At Naval Education and Training command, instructors at advanced technical schools teach sailors to be highly skilled, operational, and combat ready warfighters, while providing the tools and opportunities for continuous learning and development.
Seaman Dylan Myers, a native of St. Cloud, Florida, is a student at NETC, learning the necessary skills needed to be an electronics technician.
An electronics technician is responsible for the maintenance and up keep of various electronic circuits and equipment onboard Navy warships and land-based commands.
Students attend advanced technical schools after “boot camp.” They are taught the basic technical knowledge and skills required to be successful in their new careers.
Myers, a 2010 graduate of St. Cloud High School, credits success in the Navy to many of the lessons learned growing up in St. Cloud.
“I was 26 when I enlisted, so having all those life experiences has really helped me value and appreciate the structure and longevity of a Navy career,” Myers said.
NETC educates and trains those who serve, providing the tools and opportunities which enable life-long learning, professional and personal growth and development, ensuring fleet readiness and mission accomplishment.

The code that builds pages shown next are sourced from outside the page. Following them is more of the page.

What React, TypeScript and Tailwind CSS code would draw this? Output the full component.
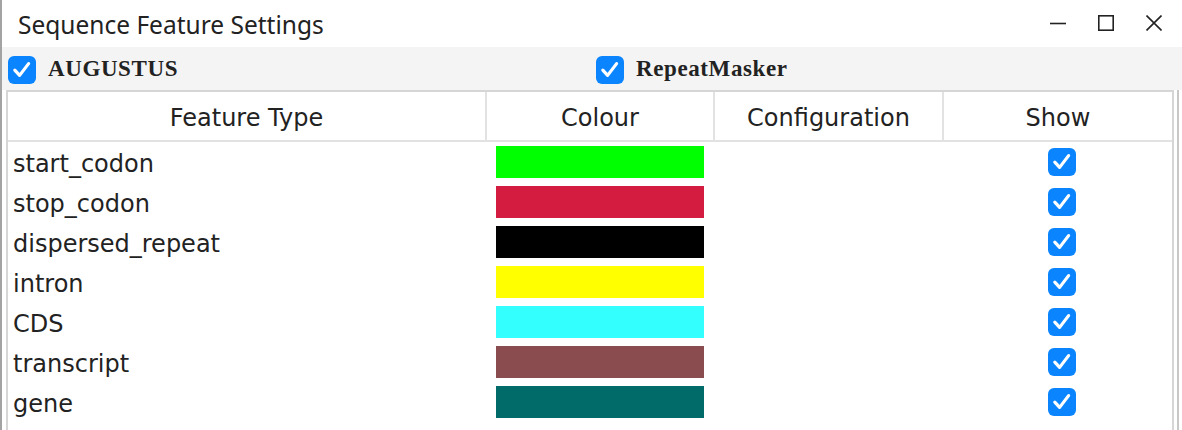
import React from 'react';

const features = [
  { name: 'start_codon', colour: '#00ff00' },
  { name: 'stop_codon', colour: '#d41c40' },
  { name: 'dispersed_repeat', colour: '#000000' },
  { name: 'intron', colour: '#ffff00' },
  { name: 'CDS', colour: '#33ffff' },
  { name: 'transcript', colour: '#8b4c4f' },
  { name: 'gene', colour: '#006b68' },
];

function Check() {
  return (
    <span className="w-[28px] h-[28px] rounded-[6px] bg-[#0a84ff] flex items-center justify-center shrink-0">
      <svg width="28" height="28" viewBox="0 0 28 28">
        <path d="M6.8 14.2 L11.6 19.4 L20.6 7.6" fill="none" stroke="white" strokeWidth="3.2" strokeLinecap="round" strokeLinejoin="round" />
      </svg>
    </span>
  );
}

export default function App() {
  const sans = { fontFamily: '"DejaVu Sans", Verdana, sans-serif' };
  return (
    <div className="w-[1182px] h-[430px] overflow-hidden bg-white flex">
      <div className="w-[2px] bg-[#a3a3a3] shrink-0" />
      <div className="flex-1 flex flex-col">
        {/* Title bar */}
        <div className="h-[47px] shrink-0 flex items-center justify-between bg-white">
          <span className="pl-[16px] pt-[4px] text-[24.5px] text-[#222]" style={{ fontFamily: '"Noto Sans", "Open Sans", sans-serif' }}>
            Sequence Feature Settings
          </span>
          <div className="flex items-center gap-[32px] pr-[20px] pb-[1px] text-[#222]">
            <svg width="16" height="16" viewBox="0 0 16 16">
              <path d="M0 8.5 H16" stroke="#222" strokeWidth="1.6" />
            </svg>
            <svg width="16" height="16" viewBox="0 0 16 16">
              <rect x="0.8" y="0.8" width="14.4" height="14.4" fill="none" stroke="#222" strokeWidth="1.6" />
            </svg>
            <svg width="16" height="16" viewBox="0 0 16 16">
              <path d="M0.5 0.5 L15.5 15.5 M15.5 0.5 L0.5 15.5" stroke="#222" strokeWidth="1.6" />
            </svg>
          </div>
        </div>

        {/* Source toggles */}
        <div className="h-[43px] shrink-0 bg-[#f4f4f4] grid grid-cols-[588px_1fr] items-start pt-[5px]">
          {['AUGUSTUS', 'RepeatMasker'].map((src) => (
            <label key={src} className="flex items-center gap-[12px] pl-[6px]">
              <Check />
              <span className="text-[23px] font-bold text-[#222] tracking-[0.6px] pb-[2px]" style={{ fontFamily: '"Liberation Serif", "Times New Roman", serif' }}>
                {src}
              </span>
            </label>
          ))}
        </div>

        {/* Table */}
        <div className="flex shrink-0">
          <div className="ml-[4px] w-[1168px] border-2 border-[#d6d6d6] border-b-0 text-[#222]" style={sans}>
            <div className="grid grid-cols-[479px_228px_229px_228px] h-[50px] border-b-2 border-[#e2e2e2] text-[24px]">
              <div className="flex items-center justify-center pt-[4px] border-r-2 border-[#e2e2e2]">Feature Type</div>
              <div className="flex items-center justify-center pt-[4px] border-r-2 border-[#e2e2e2]">Colour</div>
              <div className="flex items-center justify-center pt-[4px] border-r-2 border-[#e2e2e2]">Configuration</div>
              <div className="flex items-center justify-center pt-[4px]">Show</div>
            </div>
            {features.map((f) => (
              <div key={f.name} className="grid grid-cols-[479px_228px_229px_228px] h-[40px] text-[24px]">
                <div className="flex items-center pl-[5px] pt-[4px]">{f.name}</div>
                <div className="flex items-center pl-[9px]">
                  <div className="w-[208px] h-[32px]" style={{ backgroundColor: f.colour }} />
                </div>
                <div />
                <div className="flex items-center pl-[104px]">
                  <Check />
                </div>
              </div>
            ))}
            <div className="h-[10px]" />
          </div>
          <div className="w-[3px]" />
          <div className="w-[2px] bg-[#c8c8c8]" />
        </div>
      </div>
    </div>
  );
}
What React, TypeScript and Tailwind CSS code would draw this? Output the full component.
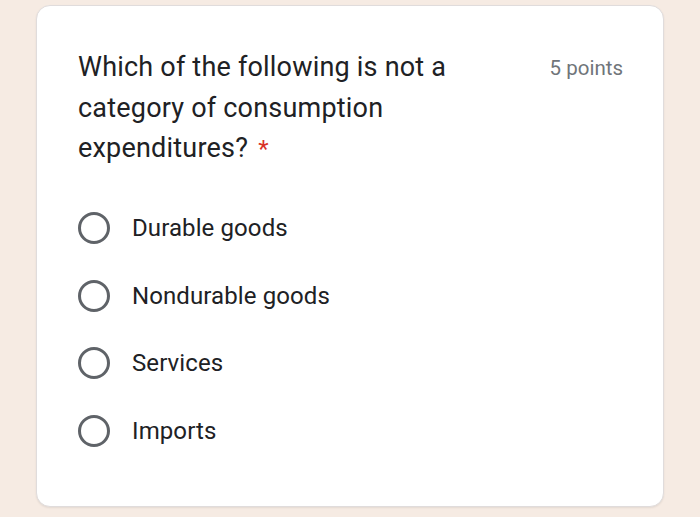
import React from 'react';

const opciones = ['Durable goods', 'Nondurable goods', 'Services', 'Imports'];

const Radio: React.FC = () => (
  <span className="block w-[32px] h-[32px] rounded-full border-[3px] border-[#5f6368] shrink-0"></span>
);

export default function App() {
  return (
    <div
      className="w-[700px] h-[517px] bg-[#f6ebe3] pt-[5px] px-[36px]"
      style={{ fontFamily: 'Roboto, "Noto Sans", sans-serif' }}
    >
      <div className="h-[502px] bg-white rounded-[14px] border border-[#e0dcdc] shadow-[0_1px_2px_rgba(0,0,0,0.08)] pt-[41px] px-[41px]">
        {/* Pregunta */}
        <div className="flex justify-between items-start">
          <div className="w-[420px] text-[27px] leading-[40.5px] tracking-[0.2px] text-[#202124]">
            Which of the following is not a category of consumption expenditures?
            <span className="text-[#d93025] ml-[10px] text-[24px]">*</span>
          </div>
          <div className="text-[20.5px] leading-[40px] text-[#70757a] pt-[1px] -mr-[1px]">5 points</div>
        </div>

        {/* Opciones */}
        <div className="mt-[25px] flex flex-col">
          {opciones.map((op) => (
            <div key={op} className="h-[67.6px] flex items-center">
              <Radio />
              <span className="ml-[22px] text-[24px] tracking-[0.1px] text-[#202124]">{op}</span>
            </div>
          ))}
        </div>
      </div>
    </div>
  );
}
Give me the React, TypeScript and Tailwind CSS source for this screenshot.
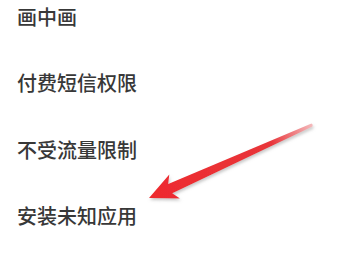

NETC is made up of six commands that provide a continuum of professional education and training in support of Surface Navy requirements that prepare enlisted sailors and officers to serve at sea, providing apprentice and specialized skills training to 7,500 sailors a year.
A key element of the Navy the nation needs is tied to the fact that America is a maritime nation, and that the nation’s prosperity is tied to the ability to operate freely on the world’s oceans. More than 70 percent of the Earth’s surface is covered by water; 80 percent of the world’s population lives close to a coast; and 90 percent of all global trade by volume travels by sea.
Myers plays an important role in America’s focus on rebuilding military readiness, strengthening alliances and reforming business practices in support of National Defense Strategy.
“Our priorities center on people, capabilities and processes, and will be achieved by our focus on speed, value, results and partnerships,” said Secretary of the Navy Richard V. Spencer. “Readiness, lethality and modernization are the requirements driving these priorities.”
Serving in the Navy is a continuing tradition of military service for Myers, who has military ties with family members who have previously served. Myers is honored to carry on the family tradition.
“My great grandfather fought in WWII in Okinawa, my grandfather was an electronics instructor for the Air Force during Vietnam and my cousin is a boatswain’s mate in the Navy,” Myers said. “Although, my family has a lot of military history, a military career was never pushed on me. I really felt I joined the Navy for me and now I can feel that connection to my family and it’s been a great opportunity for me to grow.”
As a member of one of the U.S. Navy’s most relied-upon assets, Myers and other sailors know they are part of a legacy that will last beyond their lifetimes providing the Navy the nation needs.
“I will be able to be a part of something bigger and contribute to something important by serving in the Navy,” Myers said. “I will have endless opportunities to grow as a person and it will expose me to new adventures in life.”